The use of “only begotten” and “first born”
Critics of the doctrine of the Trinity often assert that Christ cannot be equal with the Father because he was begotten and is called the first born. However, the term “only begotten” does not necessarily suggest a beginning point in time, but rather the unique, one-of-a-kind quality of Jesus. The term “only begotten” could be translated “one-and-only.”
The term “first born” is based on the OT idea that the first born son inherits a double portion of the father’s estate and other privileges unique to the first born son. Figuratively, the word denotes special privilege, priority and supremacy (c.f., Ex 4:22; Col 1:18; Heb 1:6). Christ is the head of the church and supreme over all, and is thus the first born. The word emphasizes Christ’s position, not his birth or origin. Read Psalm 89:27.
Bible clearly teaches the doctrine of the Trinity and Christians have believed it for nearly 2000 years. We may not fully grasp its meaning or understand how three can be one, but we must believe that one God exists eternally and indivisibly as Father, Son and Holy Spirit.
- Must we thoroughly understand a doctrine in order to believe it? No.

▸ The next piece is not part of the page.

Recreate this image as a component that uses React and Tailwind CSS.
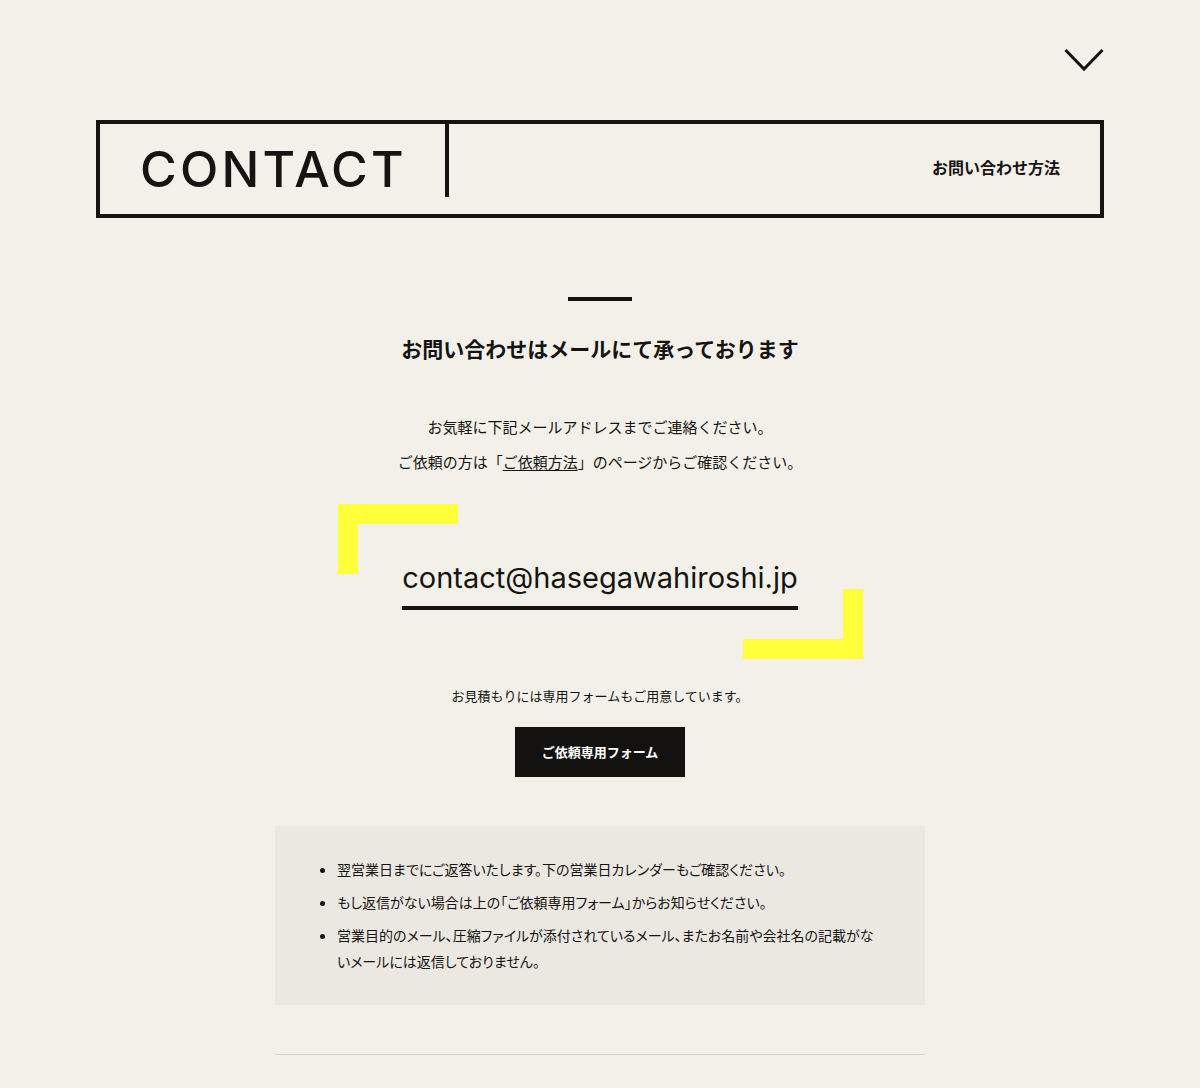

- Why is denial of the Trinity such a serious error? Because it denigrates the nature of God. It says that Jesus and the Holy Spirit are not fully and equally God.
- What’s wrong with this statement?
The Bible calls God by the names Father, Son, and Holy Spirit. That does not mean that he is three persons. Actually, these are the titles of three roles that he has filled. This can be understood in the same way that a man can say, “I am a father, son, and husband.” A man can truly be all three, but he is still a single person. So it is with God.
The Bible teaches 3 persons, not 3 modes of operation. The above idea is called modalism—one God functions in different modes at different times. Refutation: All three members of the Godhead show up simultaneously (e.g., Matthew 3:16–17), which would be impossible if modalism was true.
 Paul P. Enns, The Moody Handbook of Theology (Chicago: Moody Press, 1989), 198.